We could argue the merits of this approach - I can certainly sympathize with the idea - but security by obscurity is still a rampant ethos in huge corporations. I wouldn't be surprised if TSA also enforced a bit of this as well.

TuringNYC · on Aug 8, 2016

This makes sense in a vacuum, but it is pretty easy to figure out any decent sized company's tech stack just by browsing their IT group's LinkedIn profiles.

motxilo · on Aug 8, 2016

Good postmortems should be created for human-induced errors or top-down decision to cut costs. Especially for those.

mseebach · on Aug 8, 2016

You don't need a post-mortem when you already know what the problem was.

motxilo · on Aug 8, 2016

If you knew what the problem was before the outage happened, and didn't consciously put the effort to prevent it, then oh well, that's professional negligence. Maybe not on you because you may not have the decision power to apply large-scale changes, but definitely somebody within the company. And if you didn't know what caused the outage, and you conducted some type of investigation to get at the heart of the problem, then you need a postmortem.

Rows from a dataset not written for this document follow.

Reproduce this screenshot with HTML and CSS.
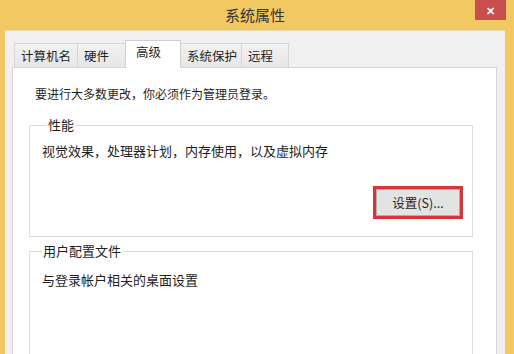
FILE: index.html
```html
<!DOCTYPE html>
<html lang="zh-CN">
<head>
    <meta charset="UTF-8">
    <meta name="viewport" content="width=device-width, initial-scale=1.0">
    <title>系统属性</title>
    <link rel="stylesheet" href="styles.css">
</head>
<body>
    <div class="window">
        <div class="titlebar">
            <span></span>
            <div class="title">系统属性</div>
            <div class="close">&#x2715;</div>
        </div>
        <div class="client">
            <div class="tabs">
                <div class="tab">计算机名</div>
                <div class="tab">硬件</div>
                <div class="tab active">高级</div>
                <div class="tab">系统保护</div>
                <div class="tab">远程</div>
            </div>
            <div class="panel">
                <p class="notice">要进行大多数更改，你必须作为管理员登录。</p>

                <fieldset class="group perf">
                    <legend>性能</legend>
                    <p>视觉效果，处理器计划，内存使用，以及虚拟内存</p>
                    <div class="actions">
                        <span class="highlight"><button>设置(S)...</button></span>
                    </div>
                </fieldset>

                <fieldset class="group profile">
                    <legend>用户配置文件</legend>
                    <p>与登录帐户相关的桌面设置</p>
                </fieldset>
            </div>
        </div>
    </div>
</body>
</html>
```

FILE: styles.css
```css
html, body {
    margin: 0;
    padding: 0;
}
body {
    width: 514px;
    height: 354px;
    overflow: hidden;
    font-family: "Noto Sans CJK SC", "Noto Sans", sans-serif;
    color: #1e1e1e;
}
.window {
    height: 354px;
    background-color: #f1c862;
    padding: 0 9px 0 5px;
    display: flex;
    flex-direction: column;
}
.titlebar {
    height: 30px;
    display: grid;
    grid-template-columns: 1fr auto 1fr;
    align-items: start;
}
.title {
    font-size: 15px;
    line-height: 30px;
    color: #333;
}
.close {
    justify-self: end;
    margin-right: -1px;
    width: 31px;
    height: 20px;
    background-color: #c94f4f;
    color: #fff;
    font-size: 11px;
    font-weight: bold;
    line-height: 20px;
    text-align: center;
}
.client {
    flex: 1;
    background-color: #f0f0f0;
    border-top: 1px solid #e9dcb0;
    padding: 9px 8px 0 7px;
    display: flex;
    flex-direction: column;
}
.tabs {
    display: flex;
    align-items: flex-end;
    height: 27px;
    padding-left: 2px;
}
.tab {
    box-sizing: border-box;
    height: 24px;
    padding: 0 0 0 6px;
    white-space: nowrap;
    font-size: 12.5px;
    line-height: 23px;
    background: linear-gradient(#f2f2f2, #e6e6e6);
    border: 1px solid #d6d6d6;
    border-bottom: none;
    margin-right: -1px;
}
.tab:nth-child(1) { width: 64px; }
.tab:nth-child(2) { width: 49px; }
.tab:nth-child(4) { width: 62px; }
.tab:nth-child(5) { width: 48px; }
.tab.active {
    height: 28px;
    width: 56px;
    padding-left: 10px;
    line-height: 22px;
    background: #fff;
    position: relative;
    z-index: 1;
    margin-bottom: -1px;
    border-color: #d0d0d0;
}
.panel {
    flex: 1;
    background-color: #fff;
    border: 1px solid #d6d6d6;
    border-bottom: none;
    padding: 17px 23px 0 16px;
}
.notice {
    margin: 0 0 13px 6px;
    font-size: 12px;
    line-height: 18px;
}
.group {
    margin: 0;
    border: 1px solid #dcdcdc;
    padding: 0 9px 0 12px;
}
.group legend {
    font-size: 13px;
    line-height: 18px;
    padding: 0 1px;
    margin-left: 5px;
}
.group p {
    margin: 8px 0 0 0;
    font-size: 13px;
    line-height: 18px;
}
.perf {
    height: 119px;
    margin-bottom: 5px;
}
.profile {
    height: 120px;
}
.profile legend {
    margin-left: 0;
}
.profile p {
    margin-top: 11px;
}
.actions {
    display: flex;
    justify-content: flex-end;
    margin-top: 26px;
}
.highlight {
    border: 3px solid #d8343c;
    display: flex;
}
button {
    width: 84px;
    height: 27px;
    font-family: "Noto Sans CJK SC", "Noto Sans", sans-serif;
    font-size: 12.5px;
    color: #1e1e1e;
    background-color: #e3e3e3;
    border: 1px solid #adadad;
    padding: 0;
}
```
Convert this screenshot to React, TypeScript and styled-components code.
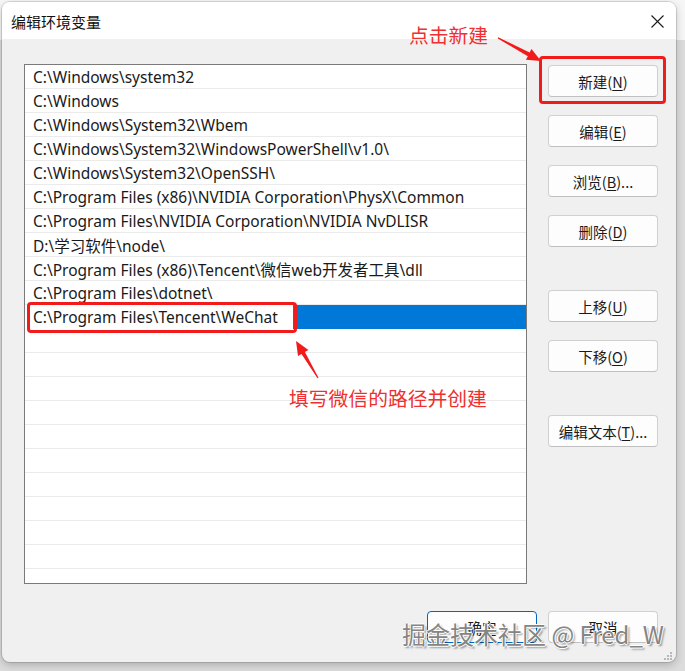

That's one of the main goals of a postmortem: document what the cause of the problem was, not just for you, but for all interested parties. If some human caused the issue, you need to document what happened and what should be done to prevent it from re-occurring. And fix it, of course.

rpazyaquian · on Aug 8, 2016

Can't we all just assume from now on that anything bad that happens is because of some shitty CEO cost-cutting everything to line their pockets? Because 99% of the time that's what's happening.

cbsmith · on Aug 8, 2016

Financial outages get punished by investors anyway, and they all want to keep their competitors from knowing how they operate, so I'm not sure there is a strong interest in getting this right.

In the case of airlines though, they have a strong collective interest in avoiding incidents.